A Brief History of the World Wide Web

The birth of WWW technology is usually traced to the creation of the program "Enquire-Within-Upon-Everything" by Tim Berners-Lee at CERN, the European Particle Physics Laboratory. "ENQUIRE" allowed links to be made between arbitrary pieces of information.

In 1989, Berners-Lee's idea of of non-linear data storage, which started with "ENQUIRE," resurfaced in a proposal titled Information Management: A Proposal. The idea for the World Wide Web was introduced in this proposal as a way of keeping track of large projects at CERN and the massive amounts of information they generated. A year and a half later, the project proposal was revised and Berners-Lee coined the name "World Wide Web" for it.

The WWW was released for general use on CERN's central machines May 17, 1991, which seems as good a date as any for placing the "official" birthday of the Web.

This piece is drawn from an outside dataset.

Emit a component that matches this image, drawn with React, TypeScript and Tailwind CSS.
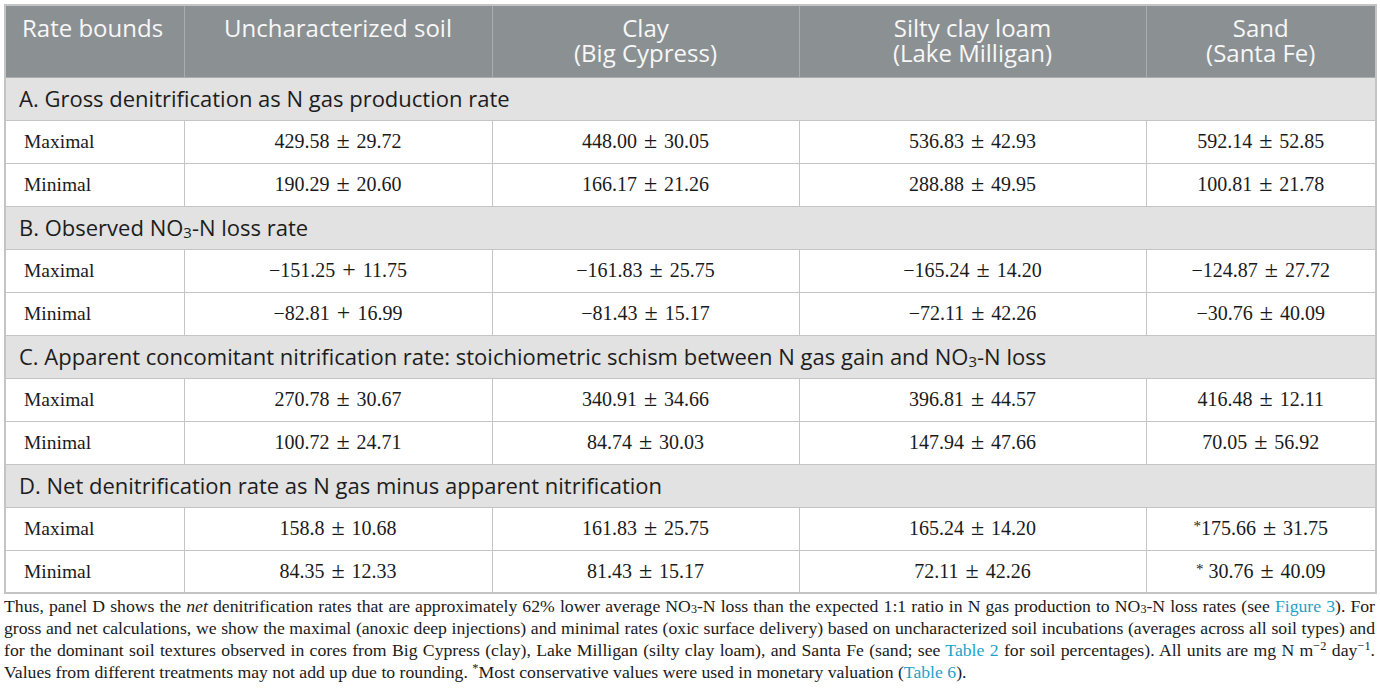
import React from "react";

const sans = "font-['Open_Sans',sans-serif]";
const serif = "font-['Liberation_Serif',serif]";

type Row = [string, string, string, string, string];

const Sub = ({ c }: { c: string }) => (
  <sub className="text-[0.68em] relative top-[0.12em] align-baseline">{c}</sub>
);

const sections: { title: React.ReactNode; rows: Row[] }[] = [
  {
    title: "A. Gross denitrification as N gas production rate",
    rows: [
      ["Maximal", "429.58 ± 29.72", "448.00 ± 30.05", "536.83 ± 42.93", "592.14 ± 52.85"],
      ["Minimal", "190.29 ± 20.60", "166.17 ± 21.26", "288.88 ± 49.95", "100.81 ± 21.78"],
    ],
  },
  {
    title: (
      <>
        B. Observed NO<Sub c="3" />-N loss rate
      </>
    ),
    rows: [
      ["Maximal", "−151.25 + 11.75", "−161.83 ± 25.75", "−165.24 ± 14.20", "−124.87 ± 27.72"],
      ["Minimal", "−82.81 + 16.99", "−81.43 ± 15.17", "−72.11 ± 42.26", "−30.76 ± 40.09"],
    ],
  },
  {
    title: (
      <>
        C. Apparent concomitant nitrification rate: stoichiometric schism between N gas gain and NO
        <Sub c="3" />-N loss
      </>
    ),
    rows: [
      ["Maximal", "270.78 ± 30.67", "340.91 ± 34.66", "396.81 ± 44.57", "416.48 ± 12.11"],
      ["Minimal", "100.72 ± 24.71", "84.74 ± 30.03", "147.94 ± 47.66", "70.05 ± 56.92"],
    ],
  },
  {
    title: "D. Net denitrification rate as N gas minus apparent nitrification",
    rows: [
      ["Maximal", "158.8 ± 10.68", "161.83 ± 25.75", "165.24 ± 14.20", "*175.66 ± 31.75"],
      ["Minimal", "84.35 ± 12.33", "81.43 ± 15.17", "72.11 ± 42.26", "* 30.76 ± 40.09"],
    ],
  },
];

function Value({ v }: { v: string }) {
  const m = v.match(/^(.*?) ([±+]) (.*)$/);
  if (!m) return <>{v}</>;
  let left: React.ReactNode = m[1];
  if (m[1].startsWith("*")) {
    left = (
      <>
        <sup className="text-[0.75em] top-[-0.3em]">*</sup>
        {m[1].slice(1)}
      </>
    );
  }
  return (
    <span className="text-[20px]">
      {left}{" "}
      <span className="inline-block mx-[2px] text-[24px] leading-none">{m[2]}</span>{" "}
      {m[3]}
    </span>
  );
}

const Link = ({ children }: { children: React.ReactNode }) => (
  <span className="text-[#1ea2c6]">{children}</span>
);

const Line = ({ children, last }: { children: React.ReactNode; last?: boolean }) => (
  <div
    className={
      last
        ? "h-[22px] leading-[22px] text-left whitespace-nowrap"
        : "h-[22px] leading-[22px] text-justify [text-align-last:justify] whitespace-nowrap"
    }
  >
    {children}
  </div>
);

export default function App() {
  const border = "border border-[#c4c4c4]";
  return (
    <div className="w-[1380px] h-[700px] bg-white pl-[4px] pt-[4px] overflow-hidden">
      <table className="w-[1371px] border-collapse border-2 border-[#c4c4c4] table-fixed">
        <colgroup>
          <col className="w-[179px]" />
          <col className="w-[308px]" />
          <col className="w-[307px]" />
          <col className="w-[347px]" />
          <col className="w-[230px]" />
        </colgroup>
        <thead>
          <tr className="h-[72px] bg-[#8b9093]">
            {[
              ["Rate bounds"],
              ["Uncharacterized soil"],
              ["Clay", "(Big Cypress)"],
              ["Silty clay loam", "(Lake Milligan)"],
              ["Sand", "(Santa Fe)"],
            ].map((lines, i) => (
              <th
                key={i}
                className={`${sans} align-top font-normal text-[#f7f7f7] text-[24px] leading-[25px] pt-[9px] border border-[#a9adaf] ${
                  i === 0 ? "text-left pl-[16px]" : "text-center"
                }`}
              >
                {lines.map((l, j) => (
                  <div key={j} className="h-[25px]">
                    {l}
                  </div>
                ))}
              </th>
            ))}
          </tr>
        </thead>
        <tbody>
          {sections.map((s, si) => (
            <React.Fragment key={si}>
              <tr className="h-[43px] bg-[#e1e2e1]">
                <td
                  colSpan={5}
                  className={`${sans} ${border} text-[22px] text-[#1d1d1d] pl-[13px] align-middle whitespace-nowrap`}
                >
                  {s.title}
                </td>
              </tr>
              {s.rows.map((r, ri) => (
                <tr key={ri} className="h-[43px]">
                  {r.map((c, ci) => (
                    <td
                      key={ci}
                      className={`${serif} ${border} text-[19.5px] text-[#1a1a1a] align-middle ${
                        ci === 0 ? "text-left pl-[18px]" : "text-center"
                      }`}
                    >
                      {ci === 0 ? c : <Value v={c} />}
                    </td>
                  ))}
                </tr>
              ))}
            </React.Fragment>
          ))}
        </tbody>
      </table>
      <div className={`${serif} w-[1371px] text-[17.7px] text-[#1a1a1a] pt-[1px]`}>
        <Line>
          Thus, panel D shows the <i>net</i> denitrification rates that are approximately 62% lower average NO
          <Sub c="3" />-N loss than the expected 1:1 ratio in N gas production to NO<Sub c="3" />-N loss rates (see{" "}
          <Link>Figure 3</Link>). For
        </Line>
        <Line>
          gross and net calculations, we show the maximal (anoxic deep injections) and minimal rates (oxic surface
          delivery) based on uncharacterized soil incubations (averages across all soil types) and
        </Line>
        <Line>
          for the dominant soil textures observed in cores from Big Cypress (clay), Lake Milligan (silty clay loam),
          and Santa Fe (sand; see <Link>Table 2</Link> for soil percentages). All units are mg N m
          <sup className="text-[0.7em]">−2</sup> day<sup className="text-[0.7em]">−1</sup>.
        </Line>
        <Line last>
          Values from different treatments may not add up due to rounding. <sup className="text-[0.7em]">*</sup>Most
          conservative values were used in monetary valuation (<Link>Table 6</Link>).
        </Line>
      </div>
    </div>
  );
}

In August of 1991, the files were released publicly on the Internet, in the form of posts to several newsgroups. By November of 1992 there were all of 26 "reasonably reliable" WWW servers.

The first browsers, which Berners-Lee and his team wrote for CERN, were completely text-based. Mosaic, a graphical browser developed by NCSA (National Center for Supercomputing Applications), was released in October of 1993. It is interesting to note that both of today's most popular browsers (Netscape Navigator and Microsoft Internet Explorer) trace their ancestry to Mosaic: In 1994, members of the original Mosaic team left NCSA to form the company that would become Netscape. When Microsoft decided to get into the browser business, they licensed Mosaic's code from NCSA.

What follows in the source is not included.